Habilement expédié ou non, le procès eut pour seul verdict la mort par le bûcher. Gilles de Rais mourut le 26 octobre 1440 à Nantes. De nos jours, nombreux sont les historiens renommés ou bien les amateurs à chercher la vérité derrière le mythe. Qu’est-il arrivé à ce puissant baron de France pour qu’il sombre ainsi dans les pires exactions possibles ?
Les aménagements ordonnés par ses soins au corps de logis qui lui servait d’appartements au sein de la forteresse de Tiffauges, son fief, interrogent aussi. Des douves sont creusées tout autour de ce donjon, de telle sorte qu’aucune entrée, ou sortie, n’était possible sans que le maître des lieux n’en soit informé. Piège pour ses victimes tentant de s’échapper ? Assurance de ne pas être pris en flagrant délit ? Désir de garder secret ses obscures desseins ? Ou simple protection supplémentaire pour sa famille après ce qu’il avait vu à la guerre ?

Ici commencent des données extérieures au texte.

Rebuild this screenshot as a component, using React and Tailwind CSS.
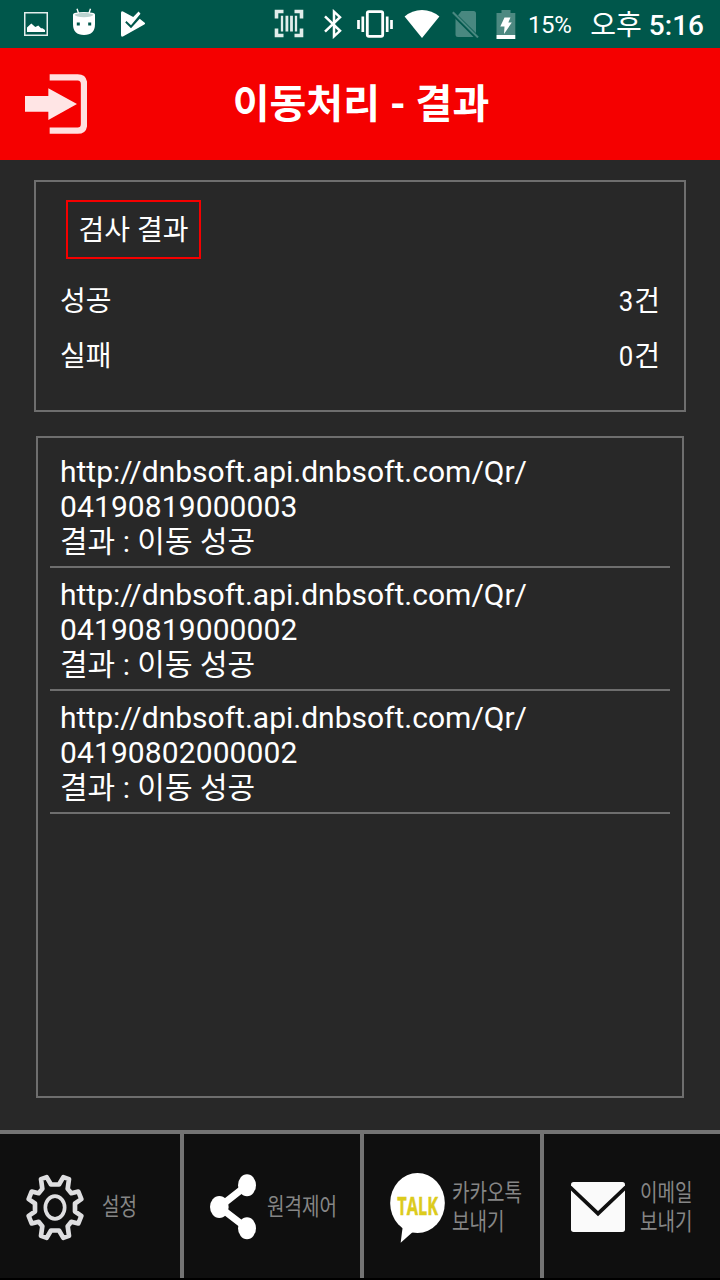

Gilles de Rais, devenu Barbe bleue, demeure un mystère de l’Histoire de France, un grand homme tombé dans la plus absolue déchéance. Mais, au contraire de ses tristes semblables tombés pour avoir provoqué tant la colère que l’avidité des rois, le baron pourrait bien avoir payé le prix de la guerre des trônes entre France et Angleterre.